A few of the recommendations were implemented over time, one with great effect and even a national advertising campaign behind it (that you surely saw on TV).  But most were just ignored.  I imagine that our report sits today on someone’s shelf, filed with others from past and from following months and years.

Unfortunately, it is human nature to enthusiastically ignore to act upon recommendations of third-party consultants. There are many, many exceptions, but far more instances of this in the business world.  Not all consultants give advice worth taking, of course. But when they do so, it is only as good as that which you implement.

 

  • I was part of a team that did an analysis of a company’s problems in the Japanese market. We found the problem (mismatch of expectations and strategy between company and local distributor) and recommended solutions. The day of our presentation to the company, only 1 person from the company showed up. The next day we found out why when they announced their acquisition by a bigger company, making their Japan distribution strategy irrelevant. After the acquisition, the people we worked left to start Ariba and then Docusign.

  • Hey Dave,

    Love your tidbits – they’re just amazing. I was a consultant for many years and I understand exactly what you are saying. I was working for a $700 million a year men’s apparel giant, and they acquired a women’s brand company, and hired me to do research on merchandising and marketing positioning. I spent three months studying who the customer was and how she wanted to dress. But the merchandiser and designers decided they wanted to go contemporary styling and marketing with this 75 year old man’s brand with the new product and it totally bombed out. They ended up selling the women’s business which had eight brands to the former president of the women’s apparel company.

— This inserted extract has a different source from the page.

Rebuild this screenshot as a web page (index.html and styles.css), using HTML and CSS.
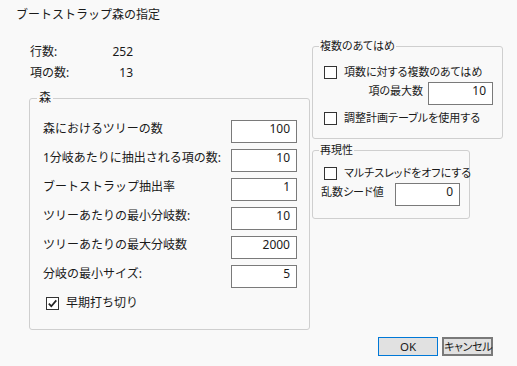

    I just don’t understand why they act like they want change and then listen to people inside their business. It’s like today apparel companies say they want to be consumer centric but they’re really not interested in the ideas that would make them consumer centric because they ask the advice of their managers.

    More testament to the fact, that change and innovation rarely comes from inside of an industry, or a corporation, because of the risk adversity and the reliance on underling opinions.

  • Dave, sound advice as usual. Although I’m not sure if it’s “human nature” for the CEO to ignore the advice he/she has paid for as much as it requires doing something differently from the way the CEO (and team) have been doing it until the receipt of the consultant’s report. Our experience has told us time and time again that CEOs – especially entrepreneurs and founders – want to somehow have their ideas validated in a way that will get the desired results without really doing anything uncomfortably different. We’ve never found a good way to integrate that thinking into our reports.

  • Dave,
    Well said! That is the number one frustration for consultants. In my experience, it is easier being the CEO – but then you have to deal with the Board and a variety of investors with different objectives and timelines. And that can make one wish to do consulting!